Wynn Resorts CEO Matt Maddox Sells Some Stock Ahead of Departure

Posted on: December 24, 2021, 01:53h. 

Last updated on: December 24, 2021, 03:51h.

Soon-to-be-former Wynn Resorts (NASDAQ:WYNN) CEO Matt Maddox is trimming his equity stake in the casino operator ahead of his departure.

Matt Maddox
Matt Maddox at the G2E conference in October. He sold some of his Wynn stock this week. (Image: Jeff Scheid/Nevada Independent)

On Wednesday, Maddox sold 20,000 shares of Wynn stock at a price of $90.08, hauling in $1.8 million in proceeds, according to a Form 4 filing from the Securities and Exchange Commission (SEC). Following the sale, he still holds nearly 411,000 shares of the gaming company.

The sale comes after Maddox liquidated 15,740 shares of Wynn stock at a price of $91.10 on Nov. 4 — just days before he announced his decision to step down from the helm of the Encore operator. Effective Feb. 1, Craig Billings, Wynn’s president and chief financial officer and the chief executive officer of Wynn Interactive, will replace Maddox in the company’s top role.

Maddox has been with the company for two decades, and is viewed by Wall Street and the investment community as a steadying influence. He took the reins of the gaming giant in 2018 when Steve Wynn — his mentor — was forced out amid a spate of sexual misconduct allegations.

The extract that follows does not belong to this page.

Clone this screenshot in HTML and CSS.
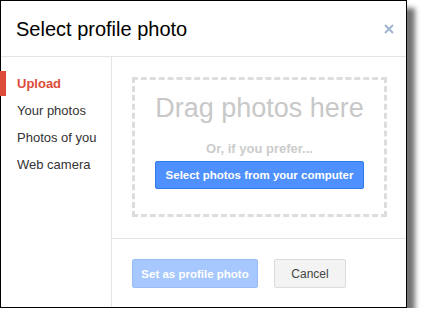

Maddox Loyal to Wynn Stock

It’s not uncommon for high-ranking executives at large companies to sell stock, meaning the implications of such sales aren’t always negative.

Many do so simply to cash on equity-based compensation or to diversify personal portfolios. More recently, a slew of CEOs from across the technology sector are dumping stock. That’s prompting speculation that they are doing so in anticipation of tax code changes at the hands of President Biden’s “Build Back Better” plan. That effort is on hold for now.

In the case of Maddox, he’s not been a frequent seller of Wynn shares, though he unloaded 56,000 shares in January of this year after the stock more than tripled from its coronavirus lows.

His sale of those shares represents a winning bet the executive made on himself and the company. At the height of the first wave of COVID-19 cases in March, gaming equities, including Wynn, were being savagely repudiated by market participants. The Encore operator revealed Maddox would forego 100 percent of his 2020 cash salary, opting to be compensated entirely in equity.

Other Wynn executives and some board members followed suit, taking cash salary reductions ranging from 33 percent to 100 percent in exchange for stock.

What’s Next for Maddox and His Stock

It’s believed that Maddox, 46, wants to explore options outside the gaming industry, and there’s some speculation he’s mulling politics as a next act.

As for his remaining Wynn equity, Maddox can retain it as long as he wants to, and there might be some motivation to do so.

Amid the aforementioned executive change at the company, analysts believe the company could announce stock-jolting transactions or perhaps become a takeover target for a private equity company.